Short runways cause safety problems and delays.
"I hope it shines a light on the situation. The time has come," said Jim Venturi of ReThink Studio. "It's time to think bigger about the city and our infrastructure."
Venturi has been working on a plan to expand LaGuardia onto nearby Rikers Island. The plan is more viable now than previously, with a number of public officials calling for the jail complex at Rikers Island to be closed.
City Council Speaker Melissa Mark-Viverito first proposed closing the Rikers Island jail for LaGuardia expansion, and Gov. Andrew Cuomo has called the idea "intriguing."
"I think there's a consensus that has emerged among elected leaders that Rikers is an out-of-date institution, it's anachronistic, and that it's barbaric to have a penal colony on an island," Venturi said.
Rikers is just 200 feet from LaGuardia. Under the plan, it will be connected with landfill to become part of the airport.
The 7,000-foot east-west runway can be extended to 10,250 feet, and another 11,000 foot runway can be added as well under the plan.

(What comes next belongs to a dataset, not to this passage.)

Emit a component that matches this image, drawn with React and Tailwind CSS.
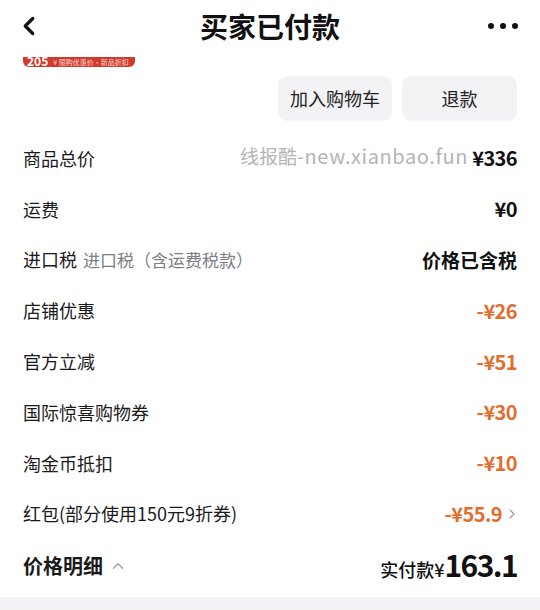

The Rikers idea is picking up steam.
"Creative ideas like extending the runways to Rikers have to be seriously considered if we're really going to have safe, smart, 21st-century airports in the world's greatest city," said Joe Sitt, chairman of the Global Gateway Alliance – a coalition of business, labor and real estate leaders.
The state's multi-billion-dollar plan to renovate LaGuardia does not include expansion. Venturi said it should.
"In the whole process of doing the design, one would hope that the Cuomo administration decides to take a time out and rethink the present proposal for LaGuardia," Venturi said.
The Port Authority of New York and New Jersey, which runs the airport, passed the buck to Cuomo for comment. His spokeswoman referred Kramer back to the governor's earlier statement, that he is "intrigued" by the idea of using Rikers to build another runway.
It is unclear whether that means Cuomo endorse the plan.
Last March, a Delta plane skidded off the runway in the snow, narrowly missing the water.